許可を受けようとする建設業 | 加算できる実務経験 |
大工工事業 | ① 建築工事業及び大工工事業について12年以上の実務経験を有する者のうち、大工工事業について8年を超える実務経験を有する者 ② 大工工事業及び内装仕上工事業について12年以上の実務経験を有する者のうち、大工工事業について8年超える実務経験を有する者 |
とび・土工工事業 | ① 土木工事業及びとび・土工工事業について12年以上の実務経験を有する者のうち、とび・土工工事業について8年を超える実務経験を有する者 ② とび・土工工事業及び解体工事業について12年以上の実務経験を有する者のうち、とび・土工工事業について8年を超える実務経験を有する者 |
屋根工事業 | 建築工事業及び屋根工事業について12年以上の実務経験を有する者のうち、屋根工事業について8年を超える実務経験を有する者 |
しゅんせつ工事業 | 土木工事業及びしゅんせつ工事業について12年以上の実務経験を有する者のうち、しゅんせつ工事業について8年を超える実務経験を有する者 |
ガラス工事業 | 建築工事業及びガラス工事業について12年以上の実務経験を有する者のうち、ガラス工事業について8年を超える実務経験を有する者 |
防水工事業 | 建築工事業及び防水工事業について12年以上の実務経験を有する者のうち、防水工事業について8年を超える実務経験を有する者 |
内装仕上工事業 | ① 建築工事業及び内装仕上工事業について12年以上の実務経験を有する者のうち、内装仕上工事業について8年を超える実務経験を有する者 ② 大工工事業及び内装仕上工事業について8年を超える実務経験を有する者 |
熱絶縁工事業 | 建築工事業及び熱絶縁工事業について12年以上の実務経験を有する者のうち、熱断熱工事業について8年を超える実務経験を有する者 |
水道施設工事業 | 土木工事業及び水道施設工事業について12年以上の実務経験を有する者のうち、水道施設工事業について8年を超える実務経験を有する者 |
解体工事業 | ① 土木工事業及び解体工事業について12年以上の実務経験を有する者のうち、解体工事業について8年を超える実務経験を有する者 ② 建築工事業及び解体工事業について12年以上の実務経験を有する者のうち、解体工事業について8年を超える実務経験を有する者 ③ とび・土工工事業及び解体工事業について12年以上の実務経験を有する者のうち、解体工事業について8年を超える実務経験を有する者 |
引用:茨城県「建設業許可の手引き」令和3年7月1日以降版
4.確認資料の提出が必要になる場合(茨城県版)
10年の実務経験証明書を申請書に添付する場合、今までのところ、確認資料の提出を求められたことはありません。

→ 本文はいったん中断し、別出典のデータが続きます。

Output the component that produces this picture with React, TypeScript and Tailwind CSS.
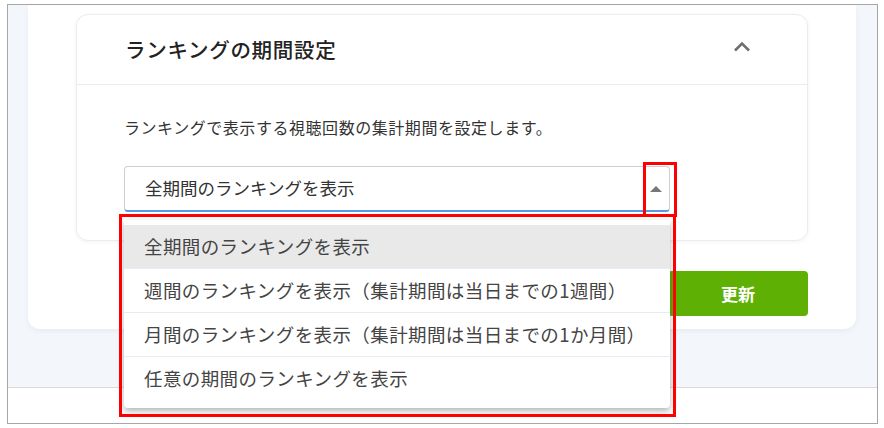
const options = [
  "全期間のランキングを表示",
  "週間のランキングを表示（集計期間は当日までの1週間）",
  "月間のランキングを表示（集計期間は当日までの1か月間）",
  "任意の期間のランキングを表示",
]

const App = () => {
  return (
    <div
      lang="ja"
      className="relative w-[884px] h-[428px] bg-white pt-[4px] pl-[7px] [text-spacing-trim:space-all]"
      style={{ fontFamily: '"Noto Sans CJK JP", "Noto Sans", sans-serif' }}
    >
      {/* FRAME */}
      <div className="w-[871px] h-[420px] border border-[#a6a6a6] bg-[#f3f6fa] flex flex-col">
        {/* MAIN */}
        <div className="h-[382px] pl-[20px] pr-[21px]">
          <div className="h-[324px] bg-white rounded-b-[12px] shadow-[0_2px_6px_rgba(0,0,0,0.05)] pt-[9px] px-[48px]">
            {/* CARD */}
            <div className="h-[227px] border border-[#ececec] rounded-[12px] shadow-[0_1px_4px_rgba(0,0,0,0.05)] bg-white flex flex-col">
              <div className="h-[70px] border-b border-[#ebebeb] flex items-center justify-between pl-[48px] pr-[56px]">
                <h2 className="text-[20.5px] font-medium text-[#222] tracking-[0.7px]">ランキングの期間設定</h2>
                <svg width="18" height="11" viewBox="0 0 18 11" className="mb-[6px]">
                  <path d="M2 9.5 L9 2.5 L16 9.5" fill="none" stroke="#6f6f6f" strokeWidth="2.6" />
                </svg>
              </div>
              <div className="px-[47px] pt-[30px]">
                <p className="text-[16px] leading-[24px] text-[#333] tracking-[0.55px]">
                  ランキングで表示する視聴回数の集計期間を設定します。
                </p>
                {/* SELECT */}
                <div className="relative mt-[27px] w-[546px]">
                  <div className="h-[46px] border border-[#cfcfcf] border-b-2 border-b-[#5b95e8] rounded-[4px] flex items-center justify-between pl-[20px] pr-[7px]">
                    <span className="text-[17.5px] text-[#333]">全期間のランキングを表示</span>
                    <svg width="12" height="6" viewBox="0 0 12 6">
                      <path d="M0 6 L6 0 L12 6 Z" fill="#777" />
                    </svg>
                  </div>
                  {/* DROPDOWN */}
                  <div className="absolute left-0 top-[54px] w-[546px] z-10 bg-white rounded-b-[4px] shadow-[0_3px_6px_rgba(0,0,0,0.3)] pt-[5px] pb-[7px]">
                    {options.map((o, i) => (
                      <div
                        key={o}
                        className={
                          i === 0
                            ? "h-[44px] bg-[#e9e9e9] border-b border-[#e6ecf5] flex items-center pl-[20px] text-[18.5px] tracking-[0.4px] text-[#444]"
                            : i === options.length - 1
                            ? "h-[44px] flex items-center pl-[20px] text-[18.5px] tracking-[0.4px] text-[#444]"
                            : "h-[44px] border-b border-[#e6ecf5] flex items-center pl-[20px] text-[18.5px] tracking-[0.4px] text-[#444]"
                        }
                      >
                        {o}
                      </div>
                    ))}
                  </div>
                </div>
              </div>
            </div>
            {/* BUTTON ROW */}
            <div className="mt-[30px] flex justify-end">
              <button className="h-[45px] w-[140px] rounded-[4px] bg-[#5fb005] text-white text-[17px] font-bold">
                更新
              </button>
            </div>
          </div>
        </div>
        {/* FOOTER */}
        <div className="flex-1 border-t border-[#dadada] bg-white"></div>
      </div>

      {/* ANNOTATIONS */}
      <div className="absolute left-[643px] top-[162px] w-[34px] h-[55px] border-[3px] border-[#ff0000] z-20"></div>
      <div className="absolute left-[119px] top-[214px] w-[557px] h-[203px] border-[3px] border-[#ff0000] z-20"></div>
    </div>
  )
}

export default App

証明者が押印した「実務経験証明書」1枚を提出するだけです。
しかし、令和4年4月1日以降は雲行きが変わってきました。
“確認資料を求められることが増えた”と噂されています。
許可の手引きには「記載内容に疑義がある場合には、確認資料の提出を求める場合がある」と書かれています。
記載内容に疑義がある場合とは、以下の通りです。
- 自己証明の場合
- 記載された実務経験と証明する業種に齟齬がある場合
- 他の申請書類の内容と齟齬がある場合
- 申請日前10年以上にわたって実務経験がない場合
- その他審査者が記載内容に疑義を認めた場合
自己証明のケースはかなりありますので、提出を求められる機会が増えるのも納得です。
提出可能で適切な裏付け資料に基づいて作成しましょう。
5.実務経験では専任技術者になれない業種
電気工事・消防設備工事については、10年の実務経験があっても専任技術者になることができません。無資格でこれらの工事に携わることは違法なので、実務経験があってはおかしいからです。
特定建設業許可における指定建設業(土木、建築、電気、管、鋼構造物、舗装、造園)も実務経験で専任技術者になることはできません。指定建設業は施行の難易度が極めて高くなることがあり、社会的責任も大きいことから、国家資格者でなければ専任技術者になれません。
10年の実務経験証明書を作成するには、過去の工事請負契約書等を大量に引っ張り出す必要があります。“これなら試験を受けて資格を取った方がマシ”と思うほど手間がかかるかもしれません。
正直なところ、実務経験の証明より、資格取得をお勧めします。